By mid-August England had lost the last of their four Tests against Pakistan, and with it the chance to lead the world rankings. Since Australia lost in Sri Lanka and bad weather prevented a result in India’s final Test in the West Indies, it was Pakistan which ended up on top. Far more relevant, however, was the fact that after their respective Test series, England were due to play one T20 match against Pakistan, only their second since the World T20 tournament in India during March and April. India, which had already played three T20 matches since that time, had two more scheduled against the West Indies.

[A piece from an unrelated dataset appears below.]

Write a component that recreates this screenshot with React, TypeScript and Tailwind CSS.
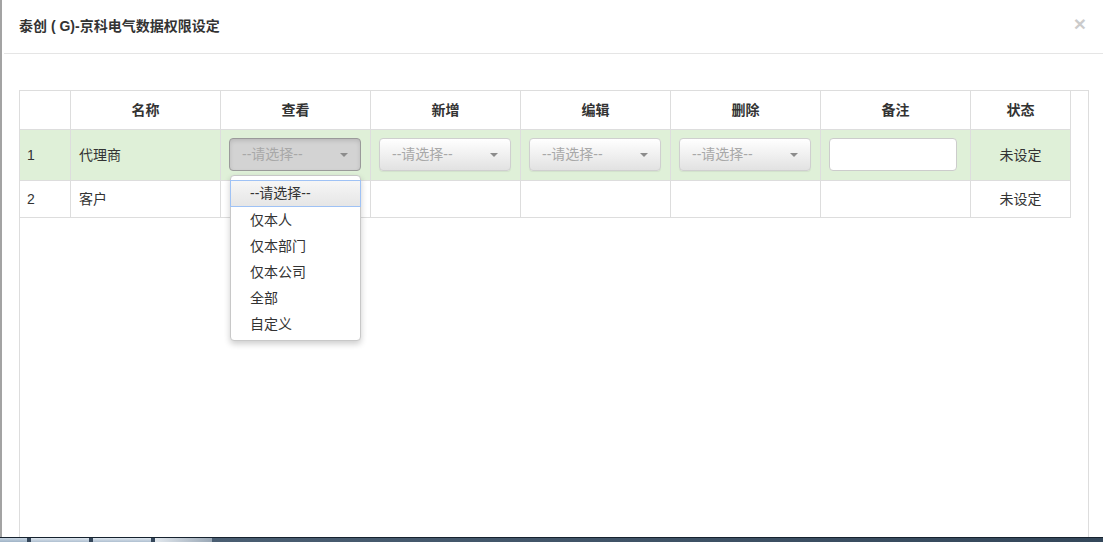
import React from "react";

const cols = [51, 150, 150, 150, 150, 150, 150, 100];
const heads = ["", "名称", "查看", "新增", "编辑", "删除", "备注", "状态"];

function Caret({ color = "#8a8a8a" }: { color?: string }) {
  return (
    <span
      className="block w-0 h-0 border-l-[4px] border-r-[4px] border-t-[4px] border-l-transparent border-r-transparent"
      style={{ borderTopColor: color }}
    />
  );
}

function Select({ active = false }: { active?: boolean }) {
  return (
    <div
      className={
        active
          ? "w-[132px] h-[33px] rounded-[4px] border border-[#9a9a9a] bg-[#d3d3d3] shadow-[inset_0_2px_4px_rgba(0,0,0,0.12)] flex items-center justify-between pl-[12px] pr-[12px] text-[#a8a8a8]"
          : "w-[132px] h-[33px] rounded-[4px] border border-[#cfcfcf] bg-gradient-to-b from-[#ffffff] to-[#e2e2e2] shadow-[0_1px_1px_rgba(0,0,0,0.06)] flex items-center justify-between pl-[12px] pr-[12px] text-[#a8a8a8]"
      }
    >
      <span className="text-[14px]">--请选择--</span>
      <Caret color="#8c8c8c" />
    </div>
  );
}

function Dropdown() {
  const opts = ["仅本人", "仅本部门", "仅本公司", "全部", "自定义"];
  return (
    <div className="absolute left-[1px] top-[37px] w-[131px] h-[166px] bg-white border border-[#c8c8c8] rounded-[4px] shadow-[0_3px_6px_rgba(0,0,0,0.2)] pt-[4px] z-10">
      <div className="h-[27px] mx-[-1px] border border-[#9fc2f5] bg-gradient-to-b from-[#f6f6f6] to-[#e6e6e6] flex items-center pl-[19px] text-[14px] text-[#333]">
        --请选择--
      </div>
      {opts.map((o) => (
        <div key={o} className="h-[26px] flex items-center pl-[19px] text-[14px] text-[#333]">
          {o}
        </div>
      ))}
    </div>
  );
}

export default function App() {
  return (
    <div className="w-[1103px] h-[542px] overflow-hidden bg-white flex flex-col font-['Liberation_Sans','Noto_Sans_CJK_SC',sans-serif] text-[#333]">
      <div className="flex-1 flex flex-col border-l-2 border-[#a3a3a3] min-h-0">
        <div className="relative h-[54px] ml-[2px] border-b border-[#e5e5e5] flex items-center pl-[15px] shrink-0">
          <h4 className="text-[14px] font-bold text-[#333]">泰创 ( G)-京科电气数据权限设定</h4>
          <span className="absolute right-[17px] top-[13px] text-[21px] leading-[21px] font-bold text-black opacity-20">×</span>
        </div>
        <div className="flex-1 min-h-0 pt-[36px] pl-[17px] pr-[14px]">
          <div className="h-full border border-b-0 border-[#dddddd] w-[1070px]">
            <table className="border-collapse text-[14px] table-fixed w-[1051px] -mt-px -ml-px">
              <colgroup>
                {cols.map((w, i) => (
                  <col key={i} style={{ width: w }} />
                ))}
              </colgroup>
              <thead>
                <tr className="h-[39px]">
                  {heads.map((h, i) => (
                    <th key={i} className="border border-[#dddddd] font-bold text-center text-[#333] p-0">
                      {h}
                    </th>
                  ))}
                </tr>
              </thead>
              <tbody>
                <tr className="h-[51px] bg-[#dff0d8]">
                  <td className="border border-[#dddddd] pl-[7px]">1</td>
                  <td className="border border-[#dddddd] pl-[8px]">代理商</td>
                  <td className="border border-[#dddddd] pl-[8px]">
                    <div className="relative w-[132px] -mt-px">
                      <Select active />
                      <Dropdown />
                    </div>
                  </td>
                  <td className="border border-[#dddddd] pl-[8px]">
                    <div className="-mt-px"><Select /></div>
                  </td>
                  <td className="border border-[#dddddd] pl-[8px]">
                    <div className="-mt-px"><Select /></div>
                  </td>
                  <td className="border border-[#dddddd] pl-[8px]">
                    <div className="-mt-px"><Select /></div>
                  </td>
                  <td className="border border-[#dddddd] pl-[8px]">
                    <div className="-mt-px w-[128px] h-[33px] rounded-[4px] border border-[#cccccc] bg-white" />
                  </td>
                  <td className="border border-[#dddddd] text-center">未设定</td>
                </tr>
                <tr className="h-[37px]">
                  <td className="border border-[#dddddd] pl-[7px]">2</td>
                  <td className="border border-[#dddddd] pl-[8px]">客户</td>
                  <td className="border border-[#dddddd]"></td>
                  <td className="border border-[#dddddd]"></td>
                  <td className="border border-[#dddddd]"></td>
                  <td className="border border-[#dddddd]"></td>
                  <td className="border border-[#dddddd]"></td>
                  <td className="border border-[#dddddd] text-center">未设定</td>
                </tr>
              </tbody>
            </table>
          </div>
        </div>
      </div>
      <div className="h-px bg-[#16222e] shrink-0" />
      <div className="h-[4px] flex shrink-0 bg-gradient-to-r from-[#3b4d5e] to-[#2f3f4f]">
        <div className="w-[27px] bg-gradient-to-b from-[#c9d6e3] to-[#9fb3c6]" />
        <div className="w-[4px] bg-[#34465a]" />
        <div className="w-[58px] bg-gradient-to-b from-[#dfe7ef] to-[#aebfd0]" />
        <div className="w-[4px] bg-[#34465a]" />
        <div className="w-[58px] bg-gradient-to-b from-[#dfe7ef] to-[#aebfd0]" />
        <div className="w-[4px] bg-[#34465a]" />
        <div className="w-[57px] bg-gradient-to-r from-[#e2e8ee] to-[#9aa8b6]" />
        <div className="flex-1 bg-gradient-to-r from-[#4a5e72] to-[#34475a]" />
      </div>
    </div>
  );
}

Against the background of the Rio Games, where seven-a-side rugby was played for the first time, the question arose whether the shorter form of cricket could become an Olympic sport. It might be said that not enough countries play T20 cricket for it to become part of the Olympic movement, but there is nothing like the lure of money to spread the appeal of a sport.
If we were ever to see T20 at the Olympics, it could evolve in ways similar to rugby. The shorter form of the game already has its own specialist players and teams – Fiji, which can never hope to win anything at 15-a-side rugby, took home the gold medals from Rio. With the focus of the Olympics, seven-a-side rugby is being watched and played in countries where the parent sport barely figures. Could it one day become a separate sport altogether?
An opening batsman in his schooldays, Raymond Whitaker is a former Asia Editor of The Independent and Foreign Editor of The Independent on Sunday.